▸ Requirements
Without the pictures, repeat the listing character for character.

▸ Material for this task
══════════════════════════════
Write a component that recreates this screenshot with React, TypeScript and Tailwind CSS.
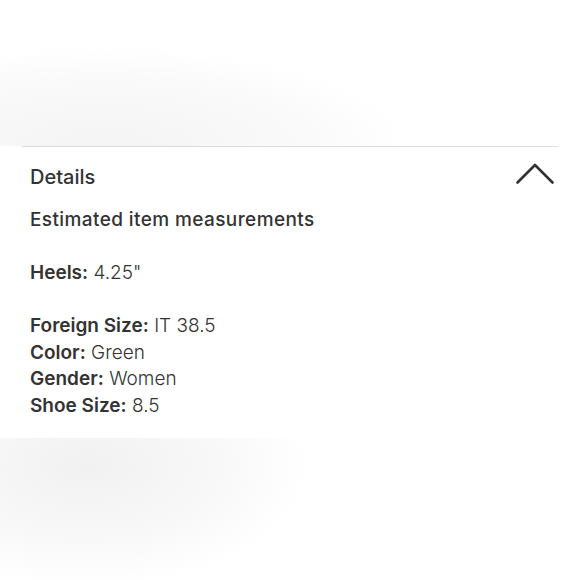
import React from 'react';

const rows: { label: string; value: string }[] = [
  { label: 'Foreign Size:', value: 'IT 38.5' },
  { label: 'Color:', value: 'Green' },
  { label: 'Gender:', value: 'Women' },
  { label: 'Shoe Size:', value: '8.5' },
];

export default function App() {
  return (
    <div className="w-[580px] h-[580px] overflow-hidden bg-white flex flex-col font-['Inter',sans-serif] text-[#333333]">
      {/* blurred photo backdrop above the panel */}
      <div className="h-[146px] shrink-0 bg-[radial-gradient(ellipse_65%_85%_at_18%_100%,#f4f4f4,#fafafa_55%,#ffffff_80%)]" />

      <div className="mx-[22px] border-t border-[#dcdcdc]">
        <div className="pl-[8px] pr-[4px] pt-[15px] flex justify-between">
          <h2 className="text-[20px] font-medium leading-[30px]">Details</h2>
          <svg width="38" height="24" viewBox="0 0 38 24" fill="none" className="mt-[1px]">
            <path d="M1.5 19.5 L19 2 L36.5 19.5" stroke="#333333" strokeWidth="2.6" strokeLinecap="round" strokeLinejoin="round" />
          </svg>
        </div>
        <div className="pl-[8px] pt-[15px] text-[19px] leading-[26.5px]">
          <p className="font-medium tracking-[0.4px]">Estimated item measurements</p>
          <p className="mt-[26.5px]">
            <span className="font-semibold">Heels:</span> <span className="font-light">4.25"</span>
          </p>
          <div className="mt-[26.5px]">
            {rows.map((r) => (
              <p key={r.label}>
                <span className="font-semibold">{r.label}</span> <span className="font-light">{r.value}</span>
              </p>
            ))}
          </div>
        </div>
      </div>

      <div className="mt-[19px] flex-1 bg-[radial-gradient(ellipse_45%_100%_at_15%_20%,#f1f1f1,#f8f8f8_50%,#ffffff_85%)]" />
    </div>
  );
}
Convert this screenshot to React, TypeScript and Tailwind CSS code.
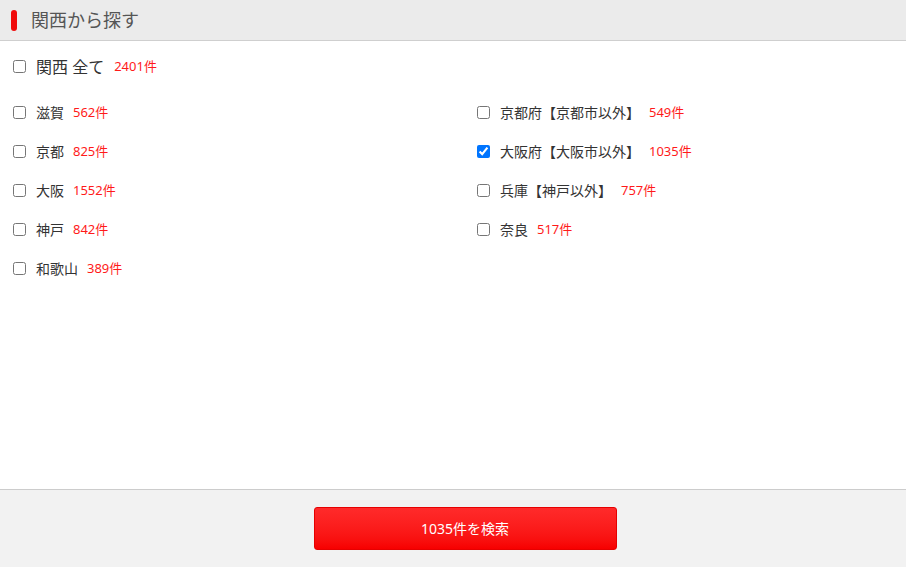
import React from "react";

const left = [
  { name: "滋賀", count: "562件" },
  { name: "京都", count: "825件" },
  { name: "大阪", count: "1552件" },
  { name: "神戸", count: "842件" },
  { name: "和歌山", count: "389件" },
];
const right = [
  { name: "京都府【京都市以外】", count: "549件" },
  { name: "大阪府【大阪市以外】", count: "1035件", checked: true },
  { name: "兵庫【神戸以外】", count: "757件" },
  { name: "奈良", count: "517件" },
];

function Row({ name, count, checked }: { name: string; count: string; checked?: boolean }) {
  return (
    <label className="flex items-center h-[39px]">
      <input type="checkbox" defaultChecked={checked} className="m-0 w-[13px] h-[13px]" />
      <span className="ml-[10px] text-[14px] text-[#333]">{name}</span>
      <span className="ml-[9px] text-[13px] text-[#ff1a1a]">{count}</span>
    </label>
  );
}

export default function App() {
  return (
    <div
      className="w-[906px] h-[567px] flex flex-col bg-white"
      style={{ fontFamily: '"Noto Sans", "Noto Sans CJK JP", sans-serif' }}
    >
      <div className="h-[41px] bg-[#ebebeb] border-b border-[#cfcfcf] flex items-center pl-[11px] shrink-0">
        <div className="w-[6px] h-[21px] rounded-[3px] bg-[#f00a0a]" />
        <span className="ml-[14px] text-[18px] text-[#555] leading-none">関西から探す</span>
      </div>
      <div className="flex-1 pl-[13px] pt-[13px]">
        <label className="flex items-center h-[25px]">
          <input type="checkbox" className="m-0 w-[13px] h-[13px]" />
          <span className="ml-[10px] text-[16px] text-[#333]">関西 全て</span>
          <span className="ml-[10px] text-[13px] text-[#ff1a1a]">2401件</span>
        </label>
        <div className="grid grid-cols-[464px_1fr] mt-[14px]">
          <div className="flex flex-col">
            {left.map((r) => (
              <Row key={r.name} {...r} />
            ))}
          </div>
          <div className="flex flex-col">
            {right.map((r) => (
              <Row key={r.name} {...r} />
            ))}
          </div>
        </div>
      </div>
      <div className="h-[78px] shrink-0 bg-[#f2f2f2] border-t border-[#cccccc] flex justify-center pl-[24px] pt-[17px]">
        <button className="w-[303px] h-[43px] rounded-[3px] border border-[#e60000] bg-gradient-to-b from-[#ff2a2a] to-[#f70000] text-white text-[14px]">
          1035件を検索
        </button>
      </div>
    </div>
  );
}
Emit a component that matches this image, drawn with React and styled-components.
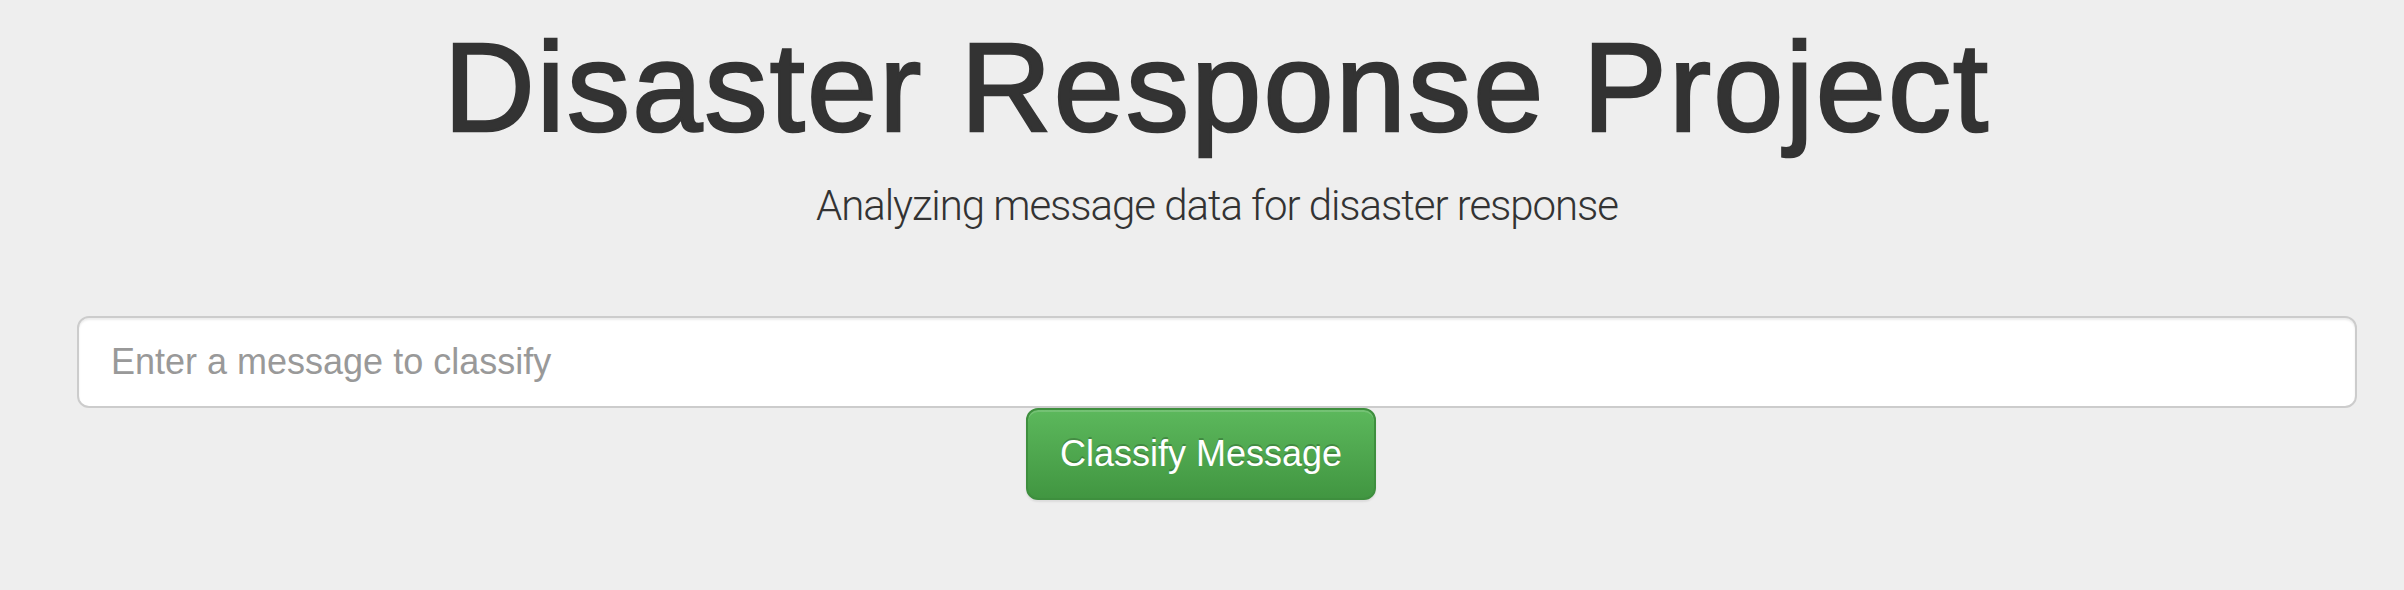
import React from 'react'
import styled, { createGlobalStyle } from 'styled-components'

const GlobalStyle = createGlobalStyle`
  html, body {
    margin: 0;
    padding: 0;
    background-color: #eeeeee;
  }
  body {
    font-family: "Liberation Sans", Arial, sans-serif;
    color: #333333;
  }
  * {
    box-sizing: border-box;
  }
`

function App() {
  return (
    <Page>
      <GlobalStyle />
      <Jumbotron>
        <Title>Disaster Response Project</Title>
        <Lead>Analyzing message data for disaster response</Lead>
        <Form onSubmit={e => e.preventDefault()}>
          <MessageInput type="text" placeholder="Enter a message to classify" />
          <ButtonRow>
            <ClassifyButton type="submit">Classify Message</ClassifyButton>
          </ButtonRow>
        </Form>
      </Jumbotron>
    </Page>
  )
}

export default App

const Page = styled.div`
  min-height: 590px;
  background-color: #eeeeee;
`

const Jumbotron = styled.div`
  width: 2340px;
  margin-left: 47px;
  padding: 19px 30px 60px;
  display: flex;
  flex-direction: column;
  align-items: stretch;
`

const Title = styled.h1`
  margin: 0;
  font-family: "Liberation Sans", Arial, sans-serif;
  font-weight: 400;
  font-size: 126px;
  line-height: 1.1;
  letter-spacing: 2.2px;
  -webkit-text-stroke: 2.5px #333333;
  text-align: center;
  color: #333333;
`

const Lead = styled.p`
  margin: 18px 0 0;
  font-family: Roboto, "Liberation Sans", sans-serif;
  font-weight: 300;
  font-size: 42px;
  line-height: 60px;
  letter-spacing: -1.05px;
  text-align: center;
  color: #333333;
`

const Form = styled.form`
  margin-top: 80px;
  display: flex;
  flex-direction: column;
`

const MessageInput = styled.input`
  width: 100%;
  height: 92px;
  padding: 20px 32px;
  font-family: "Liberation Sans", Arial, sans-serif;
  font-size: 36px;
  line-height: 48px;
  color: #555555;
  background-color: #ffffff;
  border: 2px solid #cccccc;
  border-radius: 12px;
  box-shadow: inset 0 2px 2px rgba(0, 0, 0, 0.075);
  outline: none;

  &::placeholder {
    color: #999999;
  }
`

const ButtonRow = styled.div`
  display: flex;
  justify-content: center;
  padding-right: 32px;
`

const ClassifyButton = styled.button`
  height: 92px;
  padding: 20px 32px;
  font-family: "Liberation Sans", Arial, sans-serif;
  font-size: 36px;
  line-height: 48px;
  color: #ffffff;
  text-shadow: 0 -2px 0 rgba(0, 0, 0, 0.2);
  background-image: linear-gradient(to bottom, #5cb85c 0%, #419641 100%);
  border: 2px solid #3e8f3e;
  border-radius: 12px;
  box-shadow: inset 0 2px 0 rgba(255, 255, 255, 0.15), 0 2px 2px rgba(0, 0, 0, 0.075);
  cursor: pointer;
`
══════════════════════════════
▸ Output for this exercise
Write a component that recreates this screenshot with React, TypeScript and Tailwind CSS.
import React from 'react';

const rows: { label: string; value: string }[] = [
  { label: 'Foreign Size:', value: 'IT 38.5' },
  { label: 'Color:', value: 'Green' },
  { label: 'Gender:', value: 'Women' },
  { label: 'Shoe Size:', value: '8.5' },
];

export default function App() {
  return (
    <div className="w-[580px] h-[580px] overflow-hidden bg-white flex flex-col font-['Inter',sans-serif] text-[#333333]">
      {/* blurred photo backdrop above the panel */}
      <div className="h-[146px] shrink-0 bg-[radial-gradient(ellipse_65%_85%_at_18%_100%,#f4f4f4,#fafafa_55%,#ffffff_80%)]" />

      <div className="mx-[22px] border-t border-[#dcdcdc]">
        <div className="pl-[8px] pr-[4px] pt-[15px] flex justify-between">
          <h2 className="text-[20px] font-medium leading-[30px]">Details</h2>
          <svg width="38" height="24" viewBox="0 0 38 24" fill="none" className="mt-[1px]">
            <path d="M1.5 19.5 L19 2 L36.5 19.5" stroke="#333333" strokeWidth="2.6" strokeLinecap="round" strokeLinejoin="round" />
          </svg>
        </div>
        <div className="pl-[8px] pt-[15px] text-[19px] leading-[26.5px]">
          <p className="font-medium tracking-[0.4px]">Estimated item measurements</p>
          <p className="mt-[26.5px]">
            <span className="font-semibold">Heels:</span> <span className="font-light">4.25"</span>
          </p>
          <div className="mt-[26.5px]">
            {rows.map((r) => (
              <p key={r.label}>
                <span className="font-semibold">{r.label}</span> <span className="font-light">{r.value}</span>
              </p>
            ))}
          </div>
        </div>
      </div>

      <div className="mt-[19px] flex-1 bg-[radial-gradient(ellipse_45%_100%_at_15%_20%,#f1f1f1,#f8f8f8_50%,#ffffff_85%)]" />
    </div>
  );
}
Convert this screenshot to React, TypeScript and Tailwind CSS code.
import React from "react";

const left = [
  { name: "滋賀", count: "562件" },
  { name: "京都", count: "825件" },
  { name: "大阪", count: "1552件" },
  { name: "神戸", count: "842件" },
  { name: "和歌山", count: "389件" },
];
const right = [
  { name: "京都府【京都市以外】", count: "549件" },
  { name: "大阪府【大阪市以外】", count: "1035件", checked: true },
  { name: "兵庫【神戸以外】", count: "757件" },
  { name: "奈良", count: "517件" },
];

function Row({ name, count, checked }: { name: string; count: string; checked?: boolean }) {
  return (
    <label className="flex items-center h-[39px]">
      <input type="checkbox" defaultChecked={checked} className="m-0 w-[13px] h-[13px]" />
      <span className="ml-[10px] text-[14px] text-[#333]">{name}</span>
      <span className="ml-[9px] text-[13px] text-[#ff1a1a]">{count}</span>
    </label>
  );
}

export default function App() {
  return (
    <div
      className="w-[906px] h-[567px] flex flex-col bg-white"
      style={{ fontFamily: '"Noto Sans", "Noto Sans CJK JP", sans-serif' }}
    >
      <div className="h-[41px] bg-[#ebebeb] border-b border-[#cfcfcf] flex items-center pl-[11px] shrink-0">
        <div className="w-[6px] h-[21px] rounded-[3px] bg-[#f00a0a]" />
        <span className="ml-[14px] text-[18px] text-[#555] leading-none">関西から探す</span>
      </div>
      <div className="flex-1 pl-[13px] pt-[13px]">
        <label className="flex items-center h-[25px]">
          <input type="checkbox" className="m-0 w-[13px] h-[13px]" />
          <span className="ml-[10px] text-[16px] text-[#333]">関西 全て</span>
          <span className="ml-[10px] text-[13px] text-[#ff1a1a]">2401件</span>
        </label>
        <div className="grid grid-cols-[464px_1fr] mt-[14px]">
          <div className="flex flex-col">
            {left.map((r) => (
              <Row key={r.name} {...r} />
            ))}
          </div>
          <div className="flex flex-col">
            {right.map((r) => (
              <Row key={r.name} {...r} />
            ))}
          </div>
        </div>
      </div>
      <div className="h-[78px] shrink-0 bg-[#f2f2f2] border-t border-[#cccccc] flex justify-center pl-[24px] pt-[17px]">
        <button className="w-[303px] h-[43px] rounded-[3px] border border-[#e60000] bg-gradient-to-b from-[#ff2a2a] to-[#f70000] text-white text-[14px]">
          1035件を検索
        </button>
      </div>
    </div>
  );
}
Emit a component that matches this image, drawn with React and styled-components.
import React from 'react'
import styled, { createGlobalStyle } from 'styled-components'

const GlobalStyle = createGlobalStyle`
  html, body {
    margin: 0;
    padding: 0;
    background-color: #eeeeee;
  }
  body {
    font-family: "Liberation Sans", Arial, sans-serif;
    color: #333333;
  }
  * {
    box-sizing: border-box;
  }
`

function App() {
  return (
    <Page>
      <GlobalStyle />
      <Jumbotron>
        <Title>Disaster Response Project</Title>
        <Lead>Analyzing message data for disaster response</Lead>
        <Form onSubmit={e => e.preventDefault()}>
          <MessageInput type="text" placeholder="Enter a message to classify" />
          <ButtonRow>
            <ClassifyButton type="submit">Classify Message</ClassifyButton>
          </ButtonRow>
        </Form>
      </Jumbotron>
    </Page>
  )
}

export default App

const Page = styled.div`
  min-height: 590px;
  background-color: #eeeeee;
`

const Jumbotron = styled.div`
  width: 2340px;
  margin-left: 47px;
  padding: 19px 30px 60px;
  display: flex;
  flex-direction: column;
  align-items: stretch;
`

const Title = styled.h1`
  margin: 0;
  font-family: "Liberation Sans", Arial, sans-serif;
  font-weight: 400;
  font-size: 126px;
  line-height: 1.1;
  letter-spacing: 2.2px;
  -webkit-text-stroke: 2.5px #333333;
  text-align: center;
  color: #333333;
`

const Lead = styled.p`
  margin: 18px 0 0;
  font-family: Roboto, "Liberation Sans", sans-serif;
  font-weight: 300;
  font-size: 42px;
  line-height: 60px;
  letter-spacing: -1.05px;
  text-align: center;
  color: #333333;
`

const Form = styled.form`
  margin-top: 80px;
  display: flex;
  flex-direction: column;
`

const MessageInput = styled.input`
  width: 100%;
  height: 92px;
  padding: 20px 32px;
  font-family: "Liberation Sans", Arial, sans-serif;
  font-size: 36px;
  line-height: 48px;
  color: #555555;
  background-color: #ffffff;
  border: 2px solid #cccccc;
  border-radius: 12px;
  box-shadow: inset 0 2px 2px rgba(0, 0, 0, 0.075);
  outline: none;

  &::placeholder {
    color: #999999;
  }
`

const ButtonRow = styled.div`
  display: flex;
  justify-content: center;
  padding-right: 32px;
`

const ClassifyButton = styled.button`
  height: 92px;
  padding: 20px 32px;
  font-family: "Liberation Sans", Arial, sans-serif;
  font-size: 36px;
  line-height: 48px;
  color: #ffffff;
  text-shadow: 0 -2px 0 rgba(0, 0, 0, 0.2);
  background-image: linear-gradient(to bottom, #5cb85c 0%, #419641 100%);
  border: 2px solid #3e8f3e;
  border-radius: 12px;
  box-shadow: inset 0 2px 0 rgba(255, 255, 255, 0.15), 0 2px 2px rgba(0, 0, 0, 0.075);
  cursor: pointer;
`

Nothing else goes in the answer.